The bottom line on buying a fixer in Albany
A fixer in Albany can absolutely be a smart purchase, but it works best when you go in with a clear understanding of what older East Bay housing really requires. You are often buying age, character, compact proportions, and local design constraints all at once.
That is why the best opportunities are usually not the ones with the flashiest before-and-after vision. They are the ones where the structure, permit path, and resale strategy line up in a way that makes the numbers and the lifestyle make sense.
If you are considering a fixer in Albany and want a grounded read on value, renovation potential, and likely buyer competition, Portia Pirnia can help you assess the opportunity with a practical, design-aware lens.
FAQs
What does a fixer usually look like in Albany, CA?
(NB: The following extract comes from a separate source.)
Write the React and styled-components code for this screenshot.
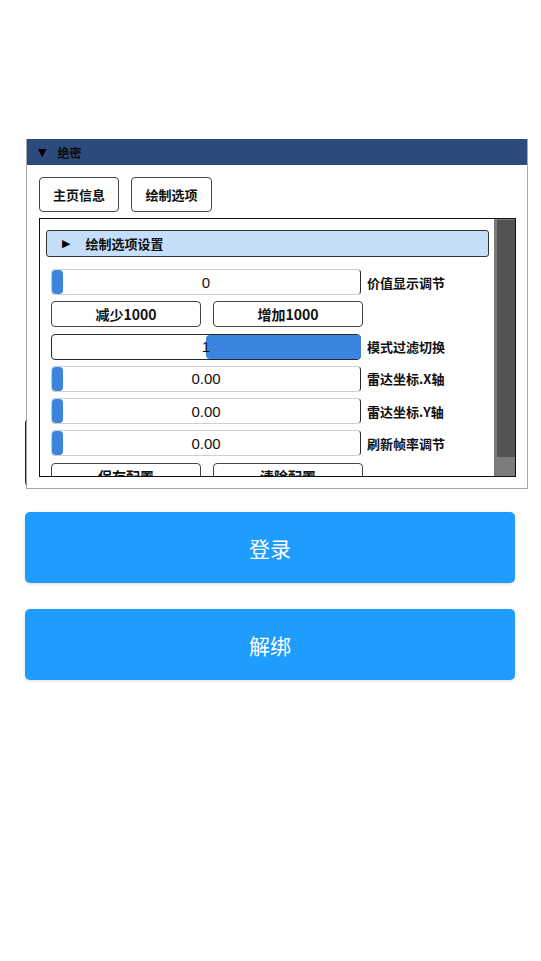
import React from "react";
import styled, { createGlobalStyle } from "styled-components";

const Global = createGlobalStyle`
  html, body { margin: 0; padding: 0; background: #fff; }
  body { font-family: "Liberation Sans", "Noto Sans CJK SC", sans-serif; }
  * { box-sizing: border-box; }
`;

const Page = styled.div`
  width: 541px;
  height: 961px;
  display: flex;
  flex-direction: column;
  padding-top: 139px;
`;

const Window = styled.div`
  position: relative;
  flex-shrink: 0;
  margin-left: 26px;
  width: 502px;
  height: 350px;
  border: 1px solid #a8a8a8;
  border-top: none;
  display: flex;
  flex-direction: column;
`;

const Grip = styled.div`
  position: absolute;
  left: -2px;
  top: 281px;
  width: 4px;
  height: 65px;
  border-left: 1px solid #222;
  border-radius: 3px 0 0 3px;
`;

const TitleBar = styled.div`
  flex-shrink: 0;
  height: 26px;
  background: #2c4a7b;
  display: flex;
  align-items: center;
  padding-left: 11px;
  gap: 11px;
  font-family: "Noto Sans CJK SC", sans-serif;
  font-weight: 700;
  font-size: 12px;
  color: #0a0a0a;
`;

const Tri = styled.span`
  font-size: 11px;
  color: #000;
  font-family: "DejaVu Sans", sans-serif;
`;

const Body = styled.div`
  flex: 1;
  min-height: 0;
  display: flex;
  flex-direction: column;
  padding: 12px 11px 11px 12px;
`;

const Tabs = styled.div`
  flex-shrink: 0;
  display: flex;
  gap: 12px;
  margin-bottom: 6px;
`;

const Tab = styled.div`
  width: ${p => p.w}px;
  height: 35px;
  border: 1px solid #444;
  border-radius: 4px;
  display: flex;
  align-items: center;
  justify-content: center;
  font-family: "Noto Sans CJK SC", sans-serif;
  font-weight: 700;
  font-size: 13px;
  color: #111;
`;

const Inner = styled.div`
  flex: 1;
  min-height: 0;
  border: 1px solid #111;
  display: flex;
  overflow: hidden;
`;

const Scroll = styled.div`
  flex: 1;
  overflow: hidden;
  padding: 11px 5px 0 6px;
`;

const Header = styled.div`
  height: 27px;
  background: #c5dffb;
  border: 1px solid #333;
  border-radius: 3px;
  display: flex;
  align-items: center;
  padding-left: 15px;
  gap: 15px;
  font-family: "Noto Sans CJK SC", sans-serif;
  font-weight: 700;
  font-size: 13px;
  color: #111;
  margin-bottom: 12px;
`;

const Rows = styled.div`
  display: flex;
  flex-direction: column;
  gap: 6.3px;
  padding-left: 5px;
`;

const Row = styled.div`
  display: flex;
  align-items: center;
  gap: 6px;
  height: 26px;
  flex-shrink: 0;
`;

const Slider = styled.div`
  position: relative;
  width: 310px;
  height: 26px;
  border: 1px solid ${p => (p.dark ? "#2a2a2a" : "#cfcfcf")};
  border-right-color: #2a2a2a;
  border-radius: 4px;
  display: flex;
  align-items: center;
  justify-content: center;
  font-size: 15px;
  color: #111;
  background: #fff;
`;

const Value = styled.span`
  position: relative;
  z-index: 1;
`;

const Knob = styled.div`
  position: absolute;
  top: 0;
  bottom: 0;
  left: ${p => p.left}px;
  width: ${p => p.w}px;
  background: #3b84e0;
  border-radius: 4px;
`;

const Label = styled.div`
  font-family: "Noto Sans CJK SC", sans-serif;
  font-weight: 700;
  font-size: 13px;
  color: #111;
  white-space: nowrap;
`;

const Btns = styled.div`
  display: flex;
  gap: 12px;
  flex-shrink: 0;
`;

const SmallBtn = styled.div`
  width: 150px;
  height: 26px;
  border: 1px solid #444;
  border-radius: 4px;
  display: flex;
  align-items: center;
  justify-content: center;
  font-family: "Noto Sans CJK SC", sans-serif;
  font-weight: 600;
  font-size: 14px;
  color: #111;
`;

const ScrollBar = styled.div`
  width: 21px;
  background: #7c7c7c;
  padding: 1px 0 0 3px;
`;

const Thumb = styled.div`
  height: 237px;
  background: #535353;
`;

const Actions = styled.div`
  margin-top: 23px;
  margin-left: 25px;
  width: 490px;
  display: flex;
  flex-direction: column;
  gap: 26px;
`;

const BigBtn = styled.div`
  height: 71px;
  background: #1f9cff;
  border-radius: 5px;
  box-shadow: 0 1px 3px rgba(0, 0, 0, 0.15);
  display: flex;
  align-items: center;
  justify-content: center;
  color: #fff;
  font-family: "Noto Sans CJK SC", sans-serif;
  font-size: 21px;
`;

const sliders = [
  { v: "0", label: "价值显示调节", knob: [0, 11] },
  "btns1",
  { v: "1", label: "模式过滤切换", knob: [154, 155], dark: true },
  { v: "0.00", label: "雷达坐标.X轴", knob: [0, 11] },
  { v: "0.00", label: "雷达坐标.Y轴", knob: [0, 11] },
  { v: "0.00", label: "刷新帧率调节", knob: [0, 11] },
  "btns2",
];

export default function App() {
  return (
    <>
      <Global />
      <Page>
        <Window>
          <Grip />
          <TitleBar>
            <Tri>▼</Tri>
            <span>绝密</span>
          </TitleBar>
          <Body>
            <Tabs>
              <Tab w={80}>主页信息</Tab>
              <Tab w={81}>绘制选项</Tab>
            </Tabs>
            <Inner>
              <Scroll>
                <Header>
                  <Tri>▶</Tri>
                  <span>绘制选项设置</span>
                </Header>
                <Rows>
                  {sliders.map((s, i) => {
                    if (s === "btns1")
                      return (
                        <Btns key={i}>
                          <SmallBtn>减少1000</SmallBtn>
                          <SmallBtn>增加1000</SmallBtn>
                        </Btns>
                      );
                    if (s === "btns2")
                      return (
                        <Btns key={i}>
                          <SmallBtn>保存配置</SmallBtn>
                          <SmallBtn>清除配置</SmallBtn>
                        </Btns>
                      );
                    return (
                      <Row key={i}>
                        <Slider dark={s.dark}>
                          <Value>{s.v}</Value>
                          <Knob left={s.knob[0]} w={s.knob[1]} />
                        </Slider>
                        <Label>{s.label}</Label>
                      </Row>
                    );
                  })}
                </Rows>
              </Scroll>
              <ScrollBar>
                <Thumb />
              </ScrollBar>
            </Inner>
          </Body>
        </Window>
        <Actions>
          <BigBtn>登录</BigBtn>
          <BigBtn>解绑</BigBtn>
        </Actions>
      </Page>
    </>
  );
}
- In Albany, a fixer is often an older early-20th-century single-family home with a compact footprint, not a teardown-ready property with unlimited expansion potential.
What renovation risks should buyers check in older Albany homes?
- Buyers should look closely at lead-based paint, asbestos in older materials, seismic retrofit needs, and any site-specific review issues such as creek overlay requirements.
Do Albany fixer homes need permits for cosmetic updates?
- Some smaller projects can be approved quickly, but exterior changes such as replacement windows may require Planning approval, so even cosmetic work can trigger review.
Are seismic retrofits important for Albany fixer properties?
- Yes. Albany is near the Hayward Fault, and older homes may need upgrades like foundation bolting, cripple wall bracing, or chimney reinforcement.
Which renovations tend to support resale value in Albany?
- Exterior improvements, curb appeal work, and practical function upgrades often support resale better than highly customized luxury finishes, especially in a high-price market like Albany.
Can an ADU add value to a fixer in Albany?
- It can, if the lot and planning conditions support it. Albany requires an ADU permit through the Planning Department, so feasibility should be reviewed early.